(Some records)
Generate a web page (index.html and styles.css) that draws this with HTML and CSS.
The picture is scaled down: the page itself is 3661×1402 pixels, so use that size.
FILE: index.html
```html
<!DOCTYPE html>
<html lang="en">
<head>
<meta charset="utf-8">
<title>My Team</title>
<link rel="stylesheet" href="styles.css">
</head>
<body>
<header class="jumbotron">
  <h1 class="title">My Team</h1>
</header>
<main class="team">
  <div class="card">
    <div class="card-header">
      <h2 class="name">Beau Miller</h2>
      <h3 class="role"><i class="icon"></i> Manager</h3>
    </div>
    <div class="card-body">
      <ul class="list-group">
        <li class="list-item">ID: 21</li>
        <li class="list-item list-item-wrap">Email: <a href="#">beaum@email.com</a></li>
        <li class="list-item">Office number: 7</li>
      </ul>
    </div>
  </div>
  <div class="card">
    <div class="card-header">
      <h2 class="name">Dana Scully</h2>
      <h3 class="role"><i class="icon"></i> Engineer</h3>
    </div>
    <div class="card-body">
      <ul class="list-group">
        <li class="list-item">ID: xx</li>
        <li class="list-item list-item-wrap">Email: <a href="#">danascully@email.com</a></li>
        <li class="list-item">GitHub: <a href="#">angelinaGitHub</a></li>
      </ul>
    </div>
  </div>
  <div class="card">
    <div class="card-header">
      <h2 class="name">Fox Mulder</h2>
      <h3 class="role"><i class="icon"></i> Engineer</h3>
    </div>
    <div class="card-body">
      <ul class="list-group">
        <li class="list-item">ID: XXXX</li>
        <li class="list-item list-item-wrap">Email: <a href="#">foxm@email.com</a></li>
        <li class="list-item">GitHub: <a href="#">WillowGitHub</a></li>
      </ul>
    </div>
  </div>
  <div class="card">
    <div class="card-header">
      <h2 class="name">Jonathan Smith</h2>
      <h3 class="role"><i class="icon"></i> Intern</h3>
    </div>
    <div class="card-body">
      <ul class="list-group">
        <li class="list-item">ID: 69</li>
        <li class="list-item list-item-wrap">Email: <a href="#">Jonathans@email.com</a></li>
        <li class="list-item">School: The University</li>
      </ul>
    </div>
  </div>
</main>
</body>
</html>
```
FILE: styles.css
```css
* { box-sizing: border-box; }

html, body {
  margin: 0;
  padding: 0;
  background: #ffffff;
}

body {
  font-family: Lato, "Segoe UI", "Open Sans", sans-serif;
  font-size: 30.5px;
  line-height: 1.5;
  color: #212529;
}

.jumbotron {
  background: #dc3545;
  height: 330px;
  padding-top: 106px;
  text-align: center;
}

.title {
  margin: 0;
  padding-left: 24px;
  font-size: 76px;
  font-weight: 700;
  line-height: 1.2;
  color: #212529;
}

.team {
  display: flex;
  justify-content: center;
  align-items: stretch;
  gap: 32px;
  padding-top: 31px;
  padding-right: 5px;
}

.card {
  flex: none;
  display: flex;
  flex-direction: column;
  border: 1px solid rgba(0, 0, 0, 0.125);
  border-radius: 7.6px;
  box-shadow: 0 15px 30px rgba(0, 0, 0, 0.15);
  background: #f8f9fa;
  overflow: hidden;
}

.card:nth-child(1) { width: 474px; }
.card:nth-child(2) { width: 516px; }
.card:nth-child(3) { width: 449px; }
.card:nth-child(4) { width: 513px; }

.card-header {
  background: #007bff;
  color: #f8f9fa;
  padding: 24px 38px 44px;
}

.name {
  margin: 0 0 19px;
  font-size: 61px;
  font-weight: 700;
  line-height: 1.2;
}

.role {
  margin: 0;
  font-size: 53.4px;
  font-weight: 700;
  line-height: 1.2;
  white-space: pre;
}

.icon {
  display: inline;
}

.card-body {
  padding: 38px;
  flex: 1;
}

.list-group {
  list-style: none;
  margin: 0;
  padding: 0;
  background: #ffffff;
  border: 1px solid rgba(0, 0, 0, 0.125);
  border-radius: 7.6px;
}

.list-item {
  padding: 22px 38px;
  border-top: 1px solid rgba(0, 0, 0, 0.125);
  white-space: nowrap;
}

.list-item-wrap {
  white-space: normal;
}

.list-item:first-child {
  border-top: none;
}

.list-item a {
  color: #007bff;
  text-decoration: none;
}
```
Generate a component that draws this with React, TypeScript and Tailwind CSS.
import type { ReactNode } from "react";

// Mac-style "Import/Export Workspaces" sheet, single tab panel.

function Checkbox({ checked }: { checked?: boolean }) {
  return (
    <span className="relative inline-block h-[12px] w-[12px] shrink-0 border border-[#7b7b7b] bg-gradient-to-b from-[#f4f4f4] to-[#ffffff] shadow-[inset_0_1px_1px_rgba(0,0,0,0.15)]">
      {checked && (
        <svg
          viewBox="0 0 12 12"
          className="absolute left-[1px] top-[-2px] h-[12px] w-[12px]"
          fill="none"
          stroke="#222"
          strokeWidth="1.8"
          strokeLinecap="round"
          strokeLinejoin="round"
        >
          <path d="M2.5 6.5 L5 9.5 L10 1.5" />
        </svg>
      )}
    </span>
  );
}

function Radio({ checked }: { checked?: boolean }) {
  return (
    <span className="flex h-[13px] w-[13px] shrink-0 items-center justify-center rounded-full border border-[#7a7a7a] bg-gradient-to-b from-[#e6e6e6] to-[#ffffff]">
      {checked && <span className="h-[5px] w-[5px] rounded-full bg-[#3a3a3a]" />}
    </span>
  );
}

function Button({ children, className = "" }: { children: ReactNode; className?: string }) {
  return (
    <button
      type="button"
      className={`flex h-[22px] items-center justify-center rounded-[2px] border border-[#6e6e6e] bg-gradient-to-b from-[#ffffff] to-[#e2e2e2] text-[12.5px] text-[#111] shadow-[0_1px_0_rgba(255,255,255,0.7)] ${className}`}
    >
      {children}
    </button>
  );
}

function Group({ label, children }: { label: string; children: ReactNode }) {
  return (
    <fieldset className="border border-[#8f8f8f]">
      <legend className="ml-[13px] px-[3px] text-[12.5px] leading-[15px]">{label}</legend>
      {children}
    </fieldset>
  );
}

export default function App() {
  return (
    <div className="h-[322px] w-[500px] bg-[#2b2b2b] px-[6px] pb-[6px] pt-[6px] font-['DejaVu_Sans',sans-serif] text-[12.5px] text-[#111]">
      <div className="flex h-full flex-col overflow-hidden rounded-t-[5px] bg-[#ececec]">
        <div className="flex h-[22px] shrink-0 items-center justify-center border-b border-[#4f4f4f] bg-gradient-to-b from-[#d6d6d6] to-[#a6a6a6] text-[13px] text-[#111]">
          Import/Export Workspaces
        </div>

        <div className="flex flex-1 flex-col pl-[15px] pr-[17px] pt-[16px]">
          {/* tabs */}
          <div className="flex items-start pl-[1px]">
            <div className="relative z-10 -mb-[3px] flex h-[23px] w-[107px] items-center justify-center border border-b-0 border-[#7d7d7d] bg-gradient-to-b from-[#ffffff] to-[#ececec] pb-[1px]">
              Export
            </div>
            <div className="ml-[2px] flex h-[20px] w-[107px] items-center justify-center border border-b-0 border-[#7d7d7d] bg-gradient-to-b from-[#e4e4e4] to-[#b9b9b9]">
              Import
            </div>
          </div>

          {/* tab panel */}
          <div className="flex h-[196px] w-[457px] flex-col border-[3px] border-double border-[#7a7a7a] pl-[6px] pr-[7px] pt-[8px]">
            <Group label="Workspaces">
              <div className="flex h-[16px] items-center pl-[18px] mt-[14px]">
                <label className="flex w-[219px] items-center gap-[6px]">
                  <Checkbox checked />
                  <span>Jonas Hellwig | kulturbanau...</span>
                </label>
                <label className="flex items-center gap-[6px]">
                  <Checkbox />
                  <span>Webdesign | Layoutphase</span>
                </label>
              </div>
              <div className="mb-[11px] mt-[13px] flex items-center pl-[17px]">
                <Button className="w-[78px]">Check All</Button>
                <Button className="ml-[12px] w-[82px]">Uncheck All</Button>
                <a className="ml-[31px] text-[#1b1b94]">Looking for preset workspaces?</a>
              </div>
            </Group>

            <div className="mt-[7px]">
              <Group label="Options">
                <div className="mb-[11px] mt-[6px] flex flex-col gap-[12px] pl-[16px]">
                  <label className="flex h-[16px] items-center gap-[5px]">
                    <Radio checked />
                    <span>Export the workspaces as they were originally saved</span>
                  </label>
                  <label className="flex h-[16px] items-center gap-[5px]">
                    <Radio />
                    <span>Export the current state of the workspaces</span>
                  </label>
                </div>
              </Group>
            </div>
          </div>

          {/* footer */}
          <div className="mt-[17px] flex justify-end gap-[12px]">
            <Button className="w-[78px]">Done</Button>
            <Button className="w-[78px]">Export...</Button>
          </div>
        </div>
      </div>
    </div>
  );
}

> [Directions]
Give again, word for word, only the lines running from the line with "Generate a component" through the line with "single tab panel."; include both of those lines.

> [Solution for this problem]
Generate a component that draws this with React, TypeScript and Tailwind CSS.
import type { ReactNode } from "react";

// Mac-style "Import/Export Workspaces" sheet, single tab panel.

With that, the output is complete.